John Adams fared no better. His political opponents called him a “mentally deranged, blind, bald, toothless old man” who supposedly planned to end presidential elections and turn the country into a monarchy. Yet Adams refused to fully align himself with the party that supported him, nor did he engage in personal attacks against his opponents. He claimed simply to be a man of principle—a “party of one.”

Of course, we leave it to Thomas Jefferson to best articulate the central principle of our democracy—one that Donald Trump seems to find most contemptible. After prevailing in the contentious election of 1800, an election that included claims that Jefferson’s victory would unleash a reign of terror where murder, adultery, rape, incest, and robbery would be openly taught and practiced—Jefferson rose above the frenzy. In his inaugural address, he declared:

Let us then, fellow citizens, unite with one heart and one mind, let us restore to social intercourse that harmony and affection without which liberty, and even life itself, are but dreary things. And let us reflect that having banished from our land that religious intolerance under which mankind so long bled and suffered, we have yet gained little if we countenance a political intolerance, as despotic, as wicked, and capable of as bitter and bloody persecutions. 

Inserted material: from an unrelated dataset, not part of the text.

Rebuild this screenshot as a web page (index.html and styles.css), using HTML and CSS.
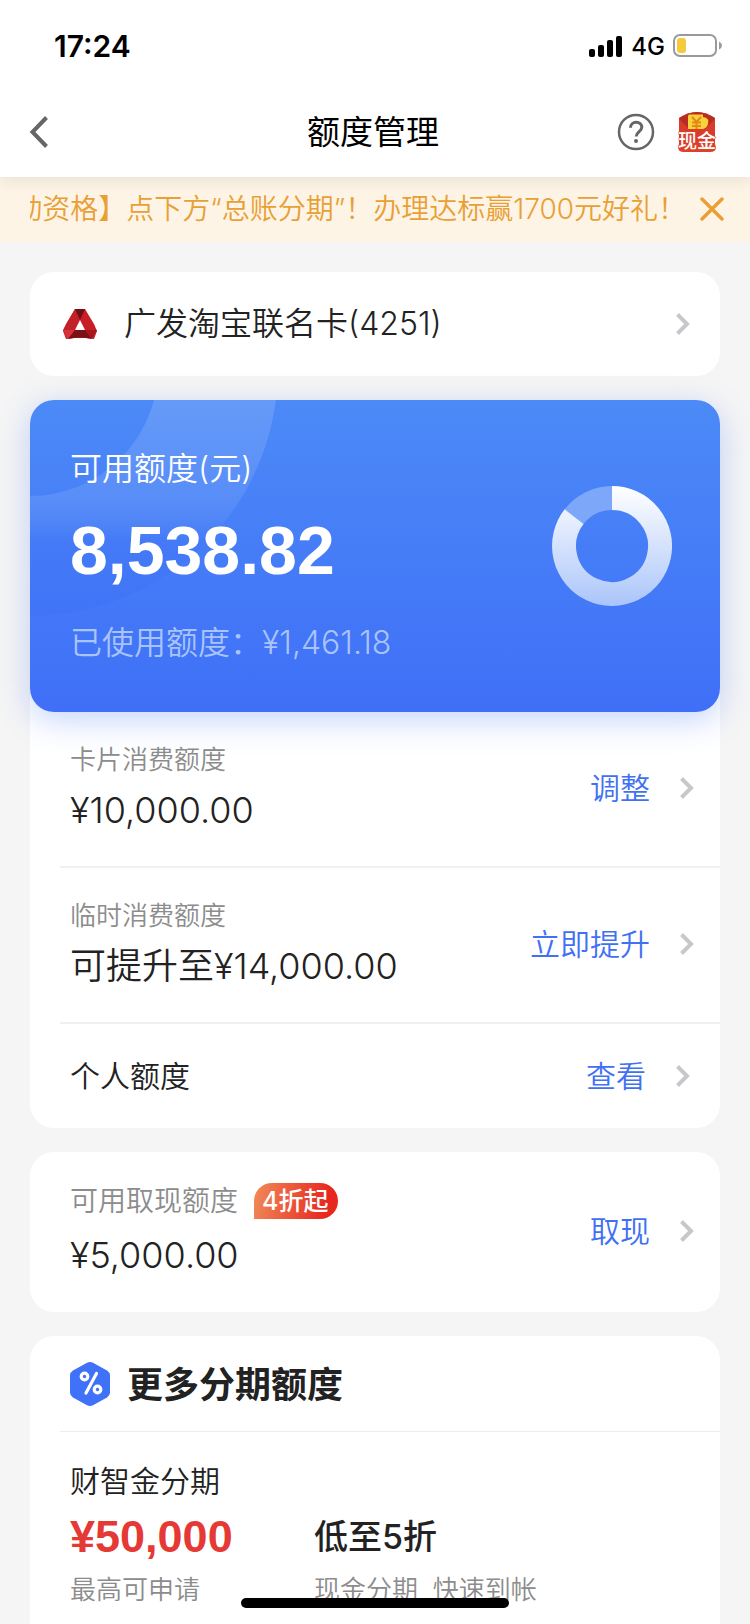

Washington, Adams and Jefferson hoped to convey that despite our political differences, we are knit together by our love for this country. As Jefferson wrote,

 

Every difference of opinion is not a difference of principle. We have called by different names brethren of the same principle. We are all republicans: we are all federalists.

Mistakes and Apologies

The idea that immigrants come from “prisons” or “mental institutions,” especially in reference to immigrants from South America, expresses a theme that is an entrenched part of the American narrative.

When laws that specifically target one group are passed, they are seen as necessary at the time, driven by the perceived need to protect national security. However, history inevitably reveals them as moments when our nation was deeply mistaken. Despite the lessons these mistakes should teach us, we repeatedly fail to learn from them, allowing fear and prejudice to shape our policies again and again.

Trump recently invoked the Alien Enemies Act that was passed in 1789, when the French were the target of our collective fears. If the Quasi-War with France expanded from a naval conflict to a land war, which side would the French be on? The act made it easier to deport suspected spies and made it harder to become a citizen. If Trump were a better student of American history, he would know that most historians agree that the passage of that law was the low point of Adams’ presidency. Even Adams later claimed that “this law was never executed by me, in any sense.”

In 1882, the Chinese became the target of intense national xenophobia, with accusations that they were stealing jobs from Americans, driving down wages, and engaging in vices such as gambling and opium smoking. In response to these prejudices, the U.S. government passed the Chinese Exclusion Act of 1882, a law that aimed to halt Chinese immigration. In 1943 they were suddenly no longer a menace. We needed an alliance with China in order to win World War II and the law was repealed. As Franklin Roosevelt said at the time, “Nations like individuals make mistakes. We must be big enough to acknowledge our mistakes of the past and to correct them.”

In 1988 it was President Ronald Reagan’s turn to apologize when he signed a bill that provided restitution for the wartime internment of Japanese-American civilians. Reagan admitted that “This action was taken without trial, without jury. It was based solely on race…we must recognize that the internment of Japanese-Americans was just that: a mistake.”

Sometimes, it’s not the passage of legislation, but the absence of it, that becomes a national disgrace. After World War II, the fear of communism coupled with deep-seated antisemitism, prevented the U.S. from passing a law that could have offered refuge to some of the war’s most aggrieved victims. In 1945, a proposal to increase the number of Jewish refugees allowed into the United States was blocked by Congress. Critics at the time argued that “many of those [Jewish refugees] who seek entrance into this country have little concept of our form of government.”

Some even described the rejection of this legislation as a “betrayal of our basic American tradition.” But in reality, it was a continuation of our darker traditions—one that persists to this day.